Oct/Nov 2019  •   Reviews & Interviews

The Everyday Rapture of What Is

Review by Gilbert Wesley Purdy


Everything that Rises.
Joseph Stroud.
Copper Canyon Press. 2019. 160 pp.
ISBN 978-1-55659-564-6..


Joseph Stroud has traveled a great deal—physically and mentally—over a long life. The memories remain humble, detailed and compelling. The poems that recount the travels of his daily life...

through a summer as forever
as the forever of your childhood

...to his 76th year. They repeat the names of a few cherished friends that have given him a home port over the years.

The more at-large travels seem to have been undertaken alone. They were not taken to the standard destinations, by and large. None at all seem to have involved a package tour as evidenced by the memories—the souvenirs, in the original sense of the word—he brought back from them.

The volume Everything that Rises begins with a section of six line epigrams. This has become a form with Stroud. A discipline that forces him to be incisive where he would naturally be discursive or narrative (his habitual mode). On rare occasion he also requires himself to write informal groups of epigrammatic stanzas vaguely reminiscent of the Tang poets. These do not receive their own sections.

The three definitive traits mentioned above—travel, discursiveness, narrative—can find no purchase in the epigrams. There can be no pacing. They must come immediately to what point they may. This is so different from the rest of Stroud's poems that it can only be a discipline that he has forced upon himself.

Certainly, they expand what he has to offer as a poet. They are more energetic, portray more pronounced, more circumscribed emotions. They are more about striking moments lifted out of context. Having the advantages of epigram, they more often celebrate historical poets.

The other six sections of the volume range from prose poems to discursive poems of irregular line-length. Those poems eschew stylistics, depending instead upon the poetry of the content, the poetry of a life shared in common with the reader, a corresponding tone. That is to say that they come out of the mainstream of the poetry of the 70s and 80s.
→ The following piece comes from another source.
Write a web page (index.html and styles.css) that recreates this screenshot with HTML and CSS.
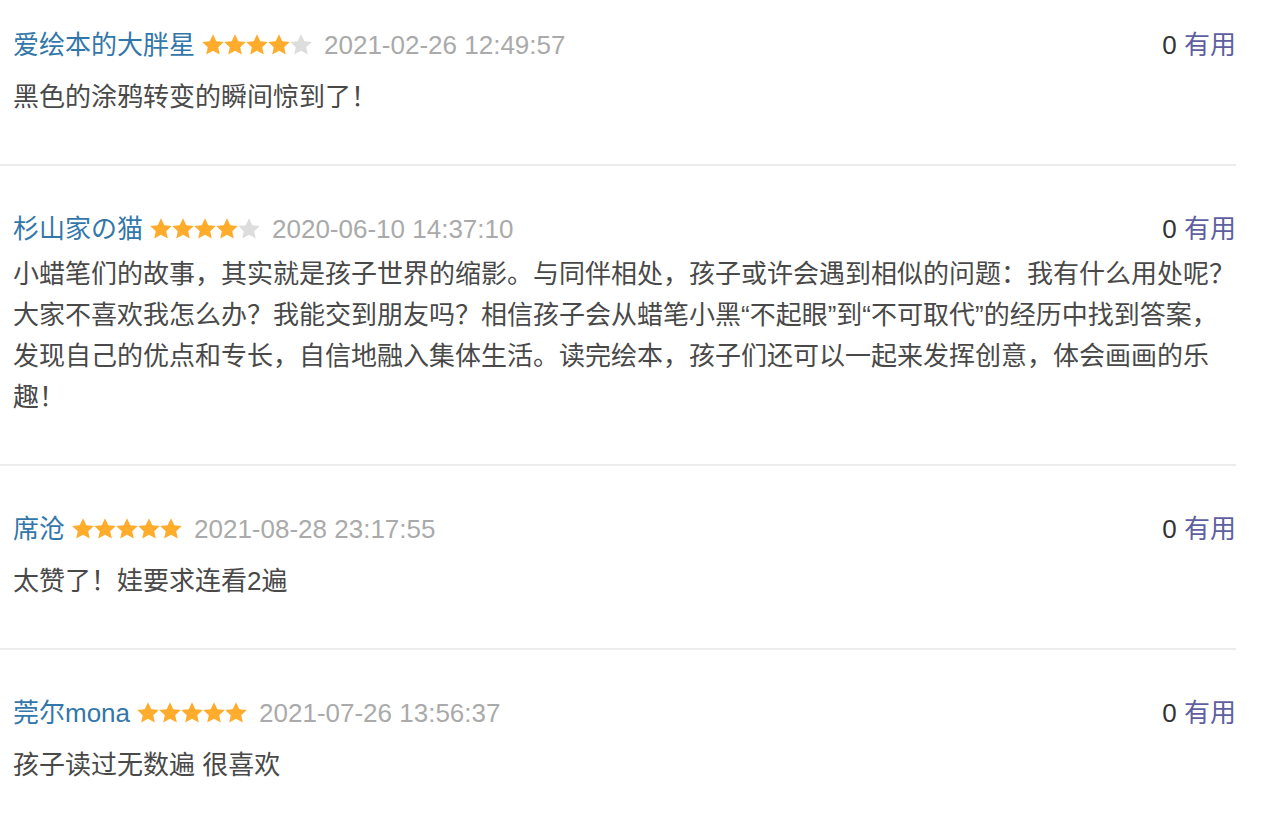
FILE: index.html
```html
<!DOCTYPE html>
<html lang="zh-CN">
<head>
<meta charset="utf-8">
<title>评论</title>
<link rel="stylesheet" href="styles.css">
</head>
<body>
<div class="comments">
  <div class="comment">
    <div class="comment-head">
      <div class="meta">
        <a class="author" href="#">爱绘本的大胖星</a>
        <svg class="stars" viewBox="0 0 110 21" width="110" height="21">
          <g class="on">
            <polygon points="11,0.3 14.3,7.2 21.8,8 16.2,13.2 17.8,20.6 11,16.8 4.2,20.6 5.8,13.2 0.2,8 7.7,7.2"/>
            <polygon transform="translate(22 0)" points="11,0.3 14.3,7.2 21.8,8 16.2,13.2 17.8,20.6 11,16.8 4.2,20.6 5.8,13.2 0.2,8 7.7,7.2"/>
            <polygon transform="translate(44 0)" points="11,0.3 14.3,7.2 21.8,8 16.2,13.2 17.8,20.6 11,16.8 4.2,20.6 5.8,13.2 0.2,8 7.7,7.2"/>
            <polygon transform="translate(66 0)" points="11,0.3 14.3,7.2 21.8,8 16.2,13.2 17.8,20.6 11,16.8 4.2,20.6 5.8,13.2 0.2,8 7.7,7.2"/>
          </g>
          <g class="off">
            <polygon transform="translate(88 0)" points="11,0.3 14.3,7.2 21.8,8 16.2,13.2 17.8,20.6 11,16.8 4.2,20.6 5.8,13.2 0.2,8 7.7,7.2"/>
          </g>
        </svg>
        <span class="time">2021-02-26 12:49:57</span>
      </div>
      <div class="vote"><span class="count">0</span> <a class="useful" href="#">有用</a></div>
    </div>
    <p class="content">黑色的涂鸦转变的瞬间惊到了！</p>
  </div>

  <div class="comment">
    <div class="comment-head">
      <div class="meta">
        <a class="author" href="#">杉山家の猫</a>
        <svg class="stars" viewBox="0 0 110 21" width="110" height="21">
          <g class="on">
            <polygon points="11,0.3 14.3,7.2 21.8,8 16.2,13.2 17.8,20.6 11,16.8 4.2,20.6 5.8,13.2 0.2,8 7.7,7.2"/>
            <polygon transform="translate(22 0)" points="11,0.3 14.3,7.2 21.8,8 16.2,13.2 17.8,20.6 11,16.8 4.2,20.6 5.8,13.2 0.2,8 7.7,7.2"/>
            <polygon transform="translate(44 0)" points="11,0.3 14.3,7.2 21.8,8 16.2,13.2 17.8,20.6 11,16.8 4.2,20.6 5.8,13.2 0.2,8 7.7,7.2"/>
            <polygon transform="translate(66 0)" points="11,0.3 14.3,7.2 21.8,8 16.2,13.2 17.8,20.6 11,16.8 4.2,20.6 5.8,13.2 0.2,8 7.7,7.2"/>
          </g>
          <g class="off">
            <polygon transform="translate(88 0)" points="11,0.3 14.3,7.2 21.8,8 16.2,13.2 17.8,20.6 11,16.8 4.2,20.6 5.8,13.2 0.2,8 7.7,7.2"/>
          </g>
        </svg>
        <span class="time">2020-06-10 14:37:10</span>
      </div>
      <div class="vote"><span class="count">0</span> <a class="useful" href="#">有用</a></div>
    </div>
    <p class="content content-full">小蜡笔们的故事，其实就是孩子世界的缩影。与同伴相处，孩子或许会遇到相似的问题：我有什么用处呢？大家不喜欢我怎么办？我能交到朋友吗？相信孩子会从蜡笔小黑“不起眼”到“不可取代”的经历中找到答案，发现自己的优点和专长，自信地融入集体生活。读完绘本，孩子们还可以一起来发挥创意，体会画画的乐趣！</p>
  </div>

  <div class="comment">
    <div class="comment-head">
      <div class="meta">
        <a class="author" href="#">席沧</a>
        <svg class="stars" viewBox="0 0 110 21" width="110" height="21">
          <g class="on">
            <polygon points="11,0.3 14.3,7.2 21.8,8 16.2,13.2 17.8,20.6 11,16.8 4.2,20.6 5.8,13.2 0.2,8 7.7,7.2"/>
            <polygon transform="translate(22 0)" points="11,0.3 14.3,7.2 21.8,8 16.2,13.2 17.8,20.6 11,16.8 4.2,20.6 5.8,13.2 0.2,8 7.7,7.2"/>
            <polygon transform="translate(44 0)" points="11,0.3 14.3,7.2 21.8,8 16.2,13.2 17.8,20.6 11,16.8 4.2,20.6 5.8,13.2 0.2,8 7.7,7.2"/>
            <polygon transform="translate(66 0)" points="11,0.3 14.3,7.2 21.8,8 16.2,13.2 17.8,20.6 11,16.8 4.2,20.6 5.8,13.2 0.2,8 7.7,7.2"/>
            <polygon transform="translate(88 0)" points="11,0.3 14.3,7.2 21.8,8 16.2,13.2 17.8,20.6 11,16.8 4.2,20.6 5.8,13.2 0.2,8 7.7,7.2"/>
          </g>
        </svg>
        <span class="time">2021-08-28 23:17:55</span>
      </div>
      <div class="vote"><span class="count">0</span> <a class="useful" href="#">有用</a></div>
    </div>
    <p class="content">太赞了！娃要求连看2遍</p>
  </div>

  <div class="comment">
    <div class="comment-head">
      <div class="meta">
        <a class="author" href="#">莞尔mona</a>
        <svg class="stars" viewBox="0 0 110 21" width="110" height="21">
          <g class="on">
            <polygon points="11,0.3 14.3,7.2 21.8,8 16.2,13.2 17.8,20.6 11,16.8 4.2,20.6 5.8,13.2 0.2,8 7.7,7.2"/>
            <polygon transform="translate(22 0)" points="11,0.3 14.3,7.2 21.8,8 16.2,13.2 17.8,20.6 11,16.8 4.2,20.6 5.8,13.2 0.2,8 7.7,7.2"/>
            <polygon transform="translate(44 0)" points="11,0.3 14.3,7.2 21.8,8 16.2,13.2 17.8,20.6 11,16.8 4.2,20.6 5.8,13.2 0.2,8 7.7,7.2"/>
            <polygon transform="translate(66 0)" points="11,0.3 14.3,7.2 21.8,8 16.2,13.2 17.8,20.6 11,16.8 4.2,20.6 5.8,13.2 0.2,8 7.7,7.2"/>
            <polygon transform="translate(88 0)" points="11,0.3 14.3,7.2 21.8,8 16.2,13.2 17.8,20.6 11,16.8 4.2,20.6 5.8,13.2 0.2,8 7.7,7.2"/>
          </g>
        </svg>
        <span class="time">2021-07-26 13:56:37</span>
      </div>
      <div class="vote"><span class="count">0</span> <a class="useful" href="#">有用</a></div>
    </div>
    <p class="content">孩子读过无数遍 很喜欢</p>
  </div>
</div>
</body>
</html>
```

FILE: styles.css
```css
html, body {
  margin: 0;
  padding: 0;
  background: #fff;
}

body {
  font-family: "Liberation Sans", "Noto Sans CJK SC", sans-serif;
  font-size: 26px;
  color: #494949;
}

.comments {
  width: 1236px;
}

.comment {
  padding: 43px 0 46px 13px;
  border-bottom: 2px solid #ececec;
}

.comment:first-child {
  padding-top: 25px;
}

.comment:last-child {
  border-bottom: none;
}

.comment-head {
  display: flex;
  justify-content: space-between;
  align-items: center;
  height: 40px;
  line-height: 40px;
}

.meta {
  display: flex;
  align-items: center;
}

.author {
  color: #3377aa;
  text-decoration: none;
  margin-right: 7px;
}

.stars {
  display: block;
  margin-right: 12px;
  margin-top: -2px;
}

.stars .on {
  fill: #ffac2d;
}

.stars .off {
  fill: #dddddd;
}

.time {
  color: #aaaaaa;
}

.vote {
  white-space: nowrap;
}

.count {
  color: #333333;
}

.useful {
  color: #5f5f9f;
  text-decoration: none;
}

.content {
  margin: 12px 0 0;
  line-height: 41px;
  color: #494949;
}

.content-full {
  margin-top: 5px;
}
```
While this might suggest non-descript poetry by today's standards, Stroud's remarkable command of the tools available to him makes clear that 50 years at the craft can come to a great deal that goes beyond categories. For him that common life really does reveal itself as...

the everyday rapture
of what is.

Should that browser fail to become a reader, it will likely only be due to the lack of patience that so defines the reader in our day. The 150 pages of Everything that Rises unfold slowly, carefully. They engage in no techniques designed to shock the reader into attention.

The most persistently striking tool Stroud wields is detail. Fine detail. In the poem "Intelligent Design," we watch a dragonfly slowly emerge.

the exoskeleton of a naiad
its split empty husk
while above it the naked
fleshed-out changeling
engorged with blood
pulses in the sun

The succession of lines implies the lingering succession of minutes the process takes. The number of lines imply the relative importance of an event that the vast majority of readers have never known to occur at all. Stroud's travels to local ponds have brought back a breathtaking souvenir—breathtakingly simple and a universe-in-itself both at the same time.

It is necessary to read these poems with care. It is easy to miss these tiny details and they are so much what make the poems exceptional. Poems this detailed must unfold themselves slowly in order to reveal their fragile cargoes.

Nearly as impressive, Stroud does not utterly avoid traditional craft. Everything that Rises sparingly breaks into metaphor:

I tell him winter is coming, the long nights are coming.
I tell him flowers are the candles of my spirit.

They are more striking for the fact that they are so infrequent. Perhaps because they are infrequent they are always apt and precise. It is possible that, because they too are of the most common sort, there is a danger that they may be missed in the hurry of many readers.

Joseph Stroud being a septuagenarian, the subtext to Everything that Rises is aging, memory, the passing of life. It is a theme as common as the experience. His command of his craft saves it from being in the least self-indulgent. His acceptance is presumably what prevents it from ever being obsessive. Balanced against it in similar proportion is a life still vital and lived in the present. Even in the face of his California homeland involving in wildfires at every hand. It is all there in the poems.